-- START --
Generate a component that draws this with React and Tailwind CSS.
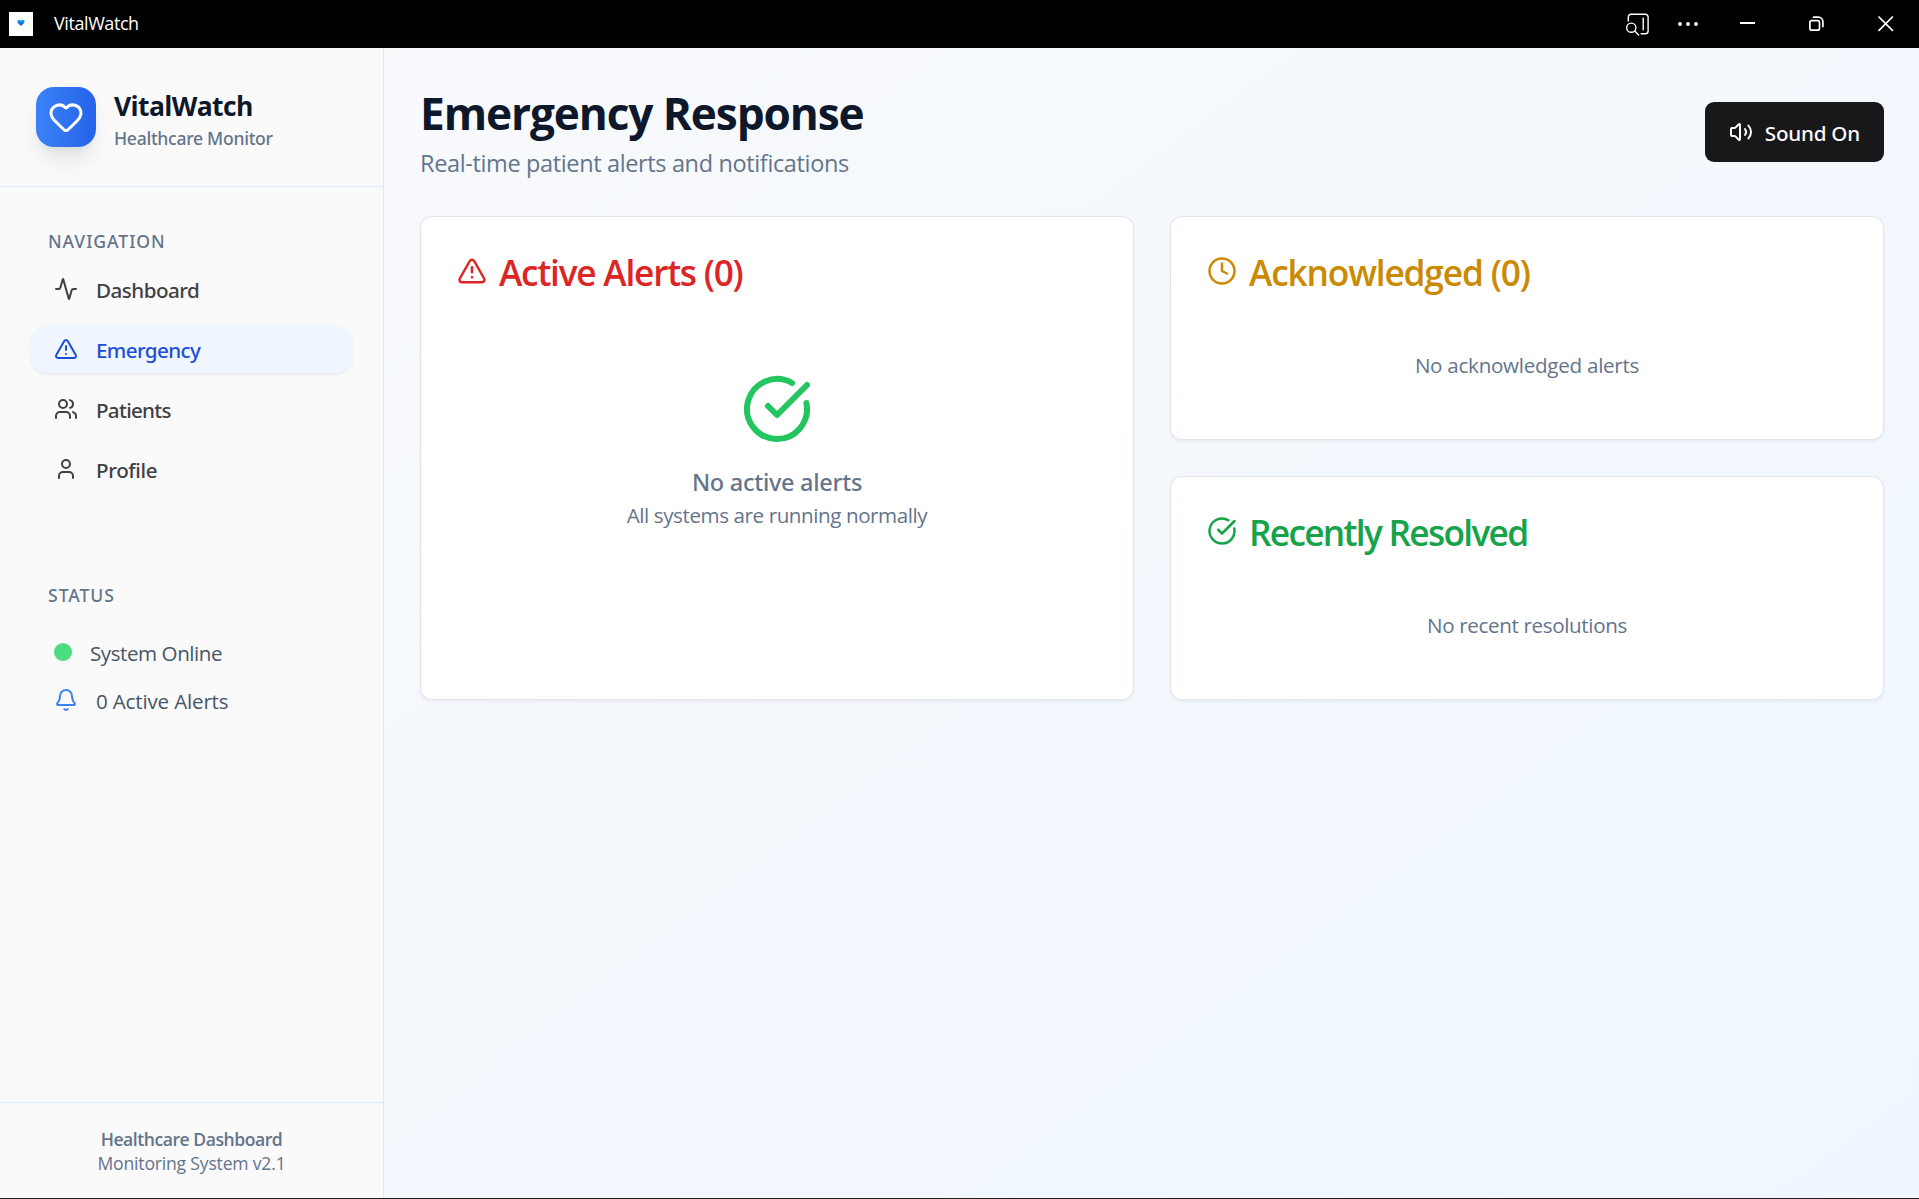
import React from "react";
import { Activity, Bell, CircleCheckBig, Clock, Heart, TriangleAlert, User, Users, Volume2 } from "lucide-react";

const NAV = [
  { label: "Dashboard", icon: Activity, tracking: "tracking-[-0.52px]" },
  { label: "Emergency", icon: TriangleAlert, tracking: "tracking-[-0.61px]", active: true },
  { label: "Patients", icon: Users, tracking: "tracking-[-0.7px]" },
  { label: "Profile", icon: User, tracking: "tracking-[-0.36px]" },
];

function TitleBar() {
  return (
    <header className="flex h-12 shrink-0 items-center bg-black pl-[9px] pr-[25px] text-white">
      <svg className="h-6 w-6 shrink-0" viewBox="0 0 24 24">
        <defs>
          <linearGradient id="heart" x1="0" y1="0" x2="0" y2="1">
            <stop offset="0" stopColor="#1fb6e0" />
            <stop offset="0.6" stopColor="#1668e8" />
            <stop offset="1" stopColor="#2a4fe0" />
          </linearGradient>
        </defs>
        <rect width="24" height="24" fill="#fff" />
        <path d="M12 14 L8.9 10.9 C7.2 8.6 10.2 6.4 12 8.6 C13.8 6.4 16.8 8.6 15.1 10.9 Z" fill="url(#heart)" />
      </svg>
      <span className="ml-[21px] pb-[2px] text-[18px] leading-[46px] tracking-[-0.42px]">VitalWatch</span>
      <div className="ml-auto flex items-center">
        <svg className="h-6 w-6" viewBox="0 0 24 24" fill="none" stroke="#fff" strokeWidth="1.4" strokeLinecap="round" strokeLinejoin="round">
          <path d="M2.3 9V5a2.8 2.8 0 0 1 2.8-2.8h14.2A2.8 2.8 0 0 1 22.1 5v14a2.8 2.8 0 0 1-2.8 2.8h-4.2" />
          <path d="M17.2 6.3v11.5" />
          <circle cx="5.3" cy="15.7" r="4.6" />
          <path d="M8.7 19l4 4" />
        </svg>
        <svg className="ml-[26px] h-6 w-6" viewBox="0 0 24 24" fill="#fff">
          <circle cx="4" cy="12" r="1.9" />
          <circle cx="12" cy="12" r="1.9" />
          <circle cx="20" cy="12" r="1.9" />
        </svg>
        <svg className="ml-10 h-4 w-4" viewBox="0 0 16 16">
          <rect x="0" y="6" width="15" height="2" fill="#fff" />
        </svg>
        <svg className="ml-[53px] h-4 w-4" viewBox="0 0 16 16" fill="none" stroke="#fff" strokeWidth="1.7">
          <rect x="0.9" y="4.6" width="9.6" height="9.6" rx="2" />
          <path d="M4.6 1.2h4.7a4.6 4.6 0 0 1 4.6 4.6v4.8" strokeLinecap="round" />
        </svg>
        <svg className="ml-[53px] h-4 w-4" viewBox="0 0 16 16" fill="none" stroke="#fff" strokeWidth="1.7" strokeLinecap="round">
          <path d="M1 1l13.4 13.4M14.4 1L1 14.4" />
        </svg>
      </div>
    </header>
  );
}

function NavItem({ item }) {
  const Icon = item.icon;
  return (
    <a
      className={
        item.active
          ? "flex h-12 items-center gap-[18px] rounded-[18px] bg-[#eff6ff] px-6 text-[#1d4ed8] shadow-[0_1.5px_3px_rgba(0,0,0,0.06)]"
          : "flex h-12 items-center gap-[18px] rounded-[18px] px-6 text-[#3f3f46]"
      }
    >
      <Icon size={24} />
      <span className={`pt-[2px] font-['Noto_Sans',sans-serif] text-[20.6px] font-medium leading-7 ${item.tracking}`}>{item.label}</span>
    </a>
  );
}

function Sidebar() {
  return (
    <aside className="flex w-96 shrink-0 flex-col border-r border-[#dbe6fc] bg-[#fafafa]">
      <div className="flex h-[139px] items-center gap-[18px] border-b border-[#dbeafe] px-9">
        <div className="flex h-[60px] w-[60px] items-center justify-center rounded-[18px] bg-linear-to-r/srgb from-[#3b82f6] to-[#2563eb] text-white shadow-[0_15px_22px_-4px_rgba(0,0,0,0.1),0_6px_9px_-6px_rgba(0,0,0,0.1)]">
          <Heart size={36} />
        </div>
        <div>
          <div className="text-[26.5px] font-bold leading-[42px] tracking-[-0.63px] text-[#0f172a]">VitalWatch</div>
          <div className="font-['Noto_Sans',sans-serif] text-[17.6px] font-medium leading-[22px] tracking-[-0.29px] text-[#64748b]">Healthcare Monitor</div>
        </div>
      </div>
      <div className="flex-1 px-[30px] pt-[42px]">
        <div className="px-[18px] font-['Noto_Sans',sans-serif] text-[17.6px] font-medium leading-6 tracking-[0.95px] text-[#64748b]">NAVIGATION</div>
        <nav className="mt-3 flex flex-col gap-3">
          {NAV.map((item) => (
            <NavItem key={item.label} item={item} />
          ))}
        </nav>
        <div className="mt-[90px] px-[18px] font-['Noto_Sans',sans-serif] text-[17.6px] font-medium leading-6 tracking-[0.95px] text-[#64748b]">STATUS</div>
        <div className="mt-[27px] flex flex-col gap-3 px-6 text-[20.6px] leading-7 text-[#475569]">
          <div className="flex h-9 items-center gap-[18px]">
            <span className="h-[18px] w-[18px] rounded-full bg-[#4ade80] shadow-[0_1.5px_3px_rgba(0,0,0,0.06)]" />
            <span className="pt-[2px] tracking-[-0.45px]">System Online</span>
          </div>
          <div className="flex h-9 items-center gap-[18px]">
            <Bell size={24} className="text-[#3b82f6]" />
            <span className="pt-[2px] tracking-[-0.18px]">0 Active Alerts</span>
          </div>
        </div>
      </div>
      <div className="h-24 border-t border-[#dbeafe] pt-6 text-center text-[17.6px] leading-6 text-[#64748b]">
        <div className="font-semibold tracking-[-0.48px]">Healthcare Dashboard</div>
        <div className="tracking-[-0.2px]">Monitoring System v2.1</div>
      </div>
    </aside>
  );
}

function Card({ icon: Icon, title, color, className = "", titleClass, children }) {
  return (
    <section className={`rounded-xl border border-[#e4e4e7] bg-white p-9 shadow-[0_1.5px_3px_rgba(0,0,0,0.05)] ${className}`}>
      <h2 className={`flex h-9 items-center gap-3 ${color}`}>
        <Icon size={30} />
        <span className={`whitespace-nowrap pt-[2px] text-[35.3px] font-semibold leading-[48px] ${titleClass}`}>{title}</span>
      </h2>
      {children}
    </section>
  );
}

export default function App() {
  return (
    <div className="flex h-[1199px] w-[1919px] flex-col overflow-hidden border-b border-[#202020] font-['Open_Sans','Noto_Sans',sans-serif]">
      <TitleBar />
      <div className="flex min-h-0 flex-1">
        <Sidebar />
        <main className="flex-1 bg-linear-to-br/srgb from-[#f8fafc] to-[#eff6ff] py-9 pl-9 pr-[35px]">
          <div className="flex h-24 items-center justify-between">
            <div>
              <h1 className="text-[44.2px] font-bold leading-[58px] tracking-[-1.1px] text-[#0f172a]">Emergency Response</h1>
              <p className="mt-1 text-[23.5px] leading-[34px] tracking-[-0.36px] text-[#64748b]">
                Real-time patient alerts and notifications
              </p>
            </div>
            <button className="flex h-[60px] items-center gap-3 rounded-[9px] bg-[#18181b] px-6 text-[#fafafa]">
              <Volume2 size={24} />
              <span className="pt-[2px] font-['Noto_Sans',sans-serif] text-[20.6px] font-medium leading-7 tracking-[-0.21px]">Sound On</span>
            </button>
          </div>
          <div className="mt-9 grid grid-cols-2 grid-rows-[224px_224px] gap-9">
            <Card icon={TriangleAlert} title="Active Alerts (0)" color="text-[#dc2626]" titleClass="tracking-[-1.24px]" className="row-span-2">
              <div className="mt-[84px] flex flex-col items-center text-[#64748b]">
                <CircleCheckBig size={72} className="text-[#22c55e]" />
                <p className="mt-[18px] font-['Noto_Sans',sans-serif] text-[23.5px] font-medium leading-[38px] tracking-[-0.28px]">No active alerts</p>
                <p className="text-[20.6px] leading-7 tracking-[-0.42px]">All systems are running normally</p>
              </div>
            </Card>
            <Card icon={Clock} title="Acknowledged (0)" color="text-[#ca8a04]" titleClass="tracking-[-1.18px]">
              <p className="mt-[62px] text-center text-[20.6px] leading-7 tracking-[-0.27px] text-[#64748b]">No acknowledged alerts</p>
            </Card>
            <Card icon={CircleCheckBig} title="Recently Resolved" color="text-[#16a34a]" titleClass="tracking-[-1.72px]">
              <p className="mt-[62px] text-center text-[20.6px] leading-7 tracking-[-0.35px] text-[#64748b]">No recent resolutions</p>
            </Card>
          </div>
        </main>
      </div>
    </div>
  );
}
-- END --
Take the lines from the start of the material to the line with "User, Users, Volume2", both included, and transcribe them exactly without the pictures.

Solution =>
Generate a component that draws this with React and Tailwind CSS.
import React from "react";
import { Activity, Bell, CircleCheckBig, Clock, Heart, TriangleAlert, User, Users, Volume2 } from "lucide-react";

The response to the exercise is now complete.